Le maintien de la fermeture des frontières maritimes et terrestres empêchera par ailleurs les plus de deux millions d’Algériens qui passent habituellement la saison estivale en Tunisie de se rendre dans le pays voisin.

Selon plusieurs médecins, les mesures annoncées sont certes draconiennes mais légitimes. « Oui, ce n’est pas suffisant, mais c’est une ouverture prudente. L’Algérie a dû son salut au fait que le pays se soit confiné. Et on constate que les chiffres sont stables [entre 200 et 300 cas quotidiens, selon les données officielles, pour près de 3 500 morts depuis le début de la pandémie] bien que les Algériens se comportent différemment en matière de respect des règles sanitaires », fait remarquer le docteur Mohamed Bekkat Berkani. Le président du Conseil national de l’ordre des médecins rappelle que le pays « est très en retard sur la vaccination ». Aucun chiffre n’a d’ailleurs été rendu public.
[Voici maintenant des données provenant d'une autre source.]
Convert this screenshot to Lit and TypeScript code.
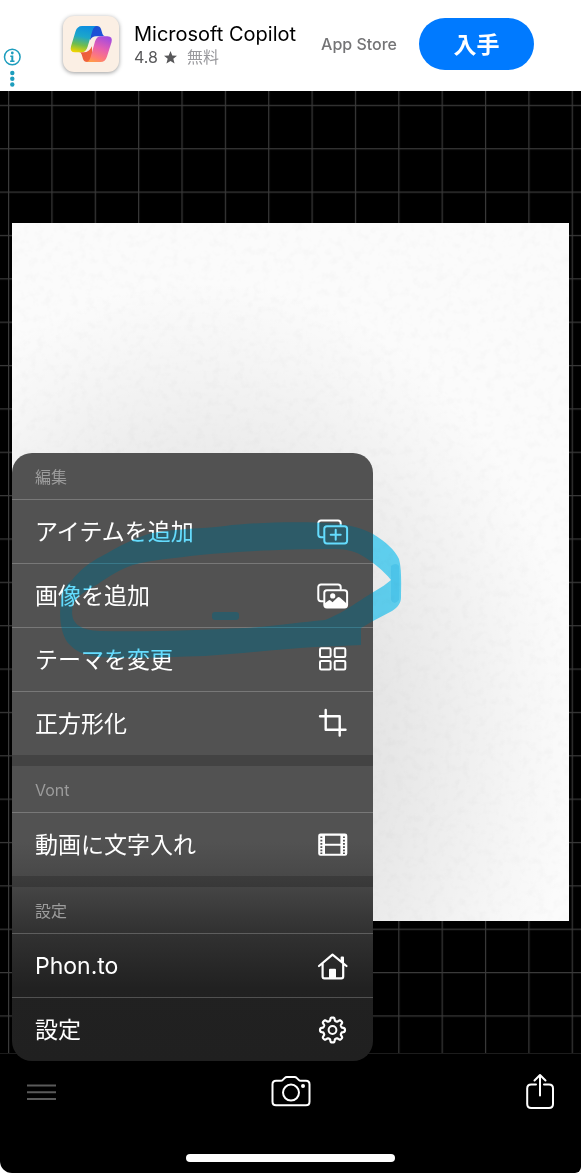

Toutefois, les mesures prises par le gouvernement ne sont pas figées dans le temps. Leur évolution dépendra de la situation sanitaire en Algérie et dans les pays de provenance, ont expliqué dans la presse algérienne, plusieurs professeurs de médecine impliqués dans la lutte contre l’épidémie.

Ainsi, certains veulent croire que le gouvernement relâchera du lest très rapidement en ouvrant davantage le pays. Pour Nazim Sini, « priver d’Algérie les Algériens de l’étranger un deuxième été de suite n’est pas tenable ».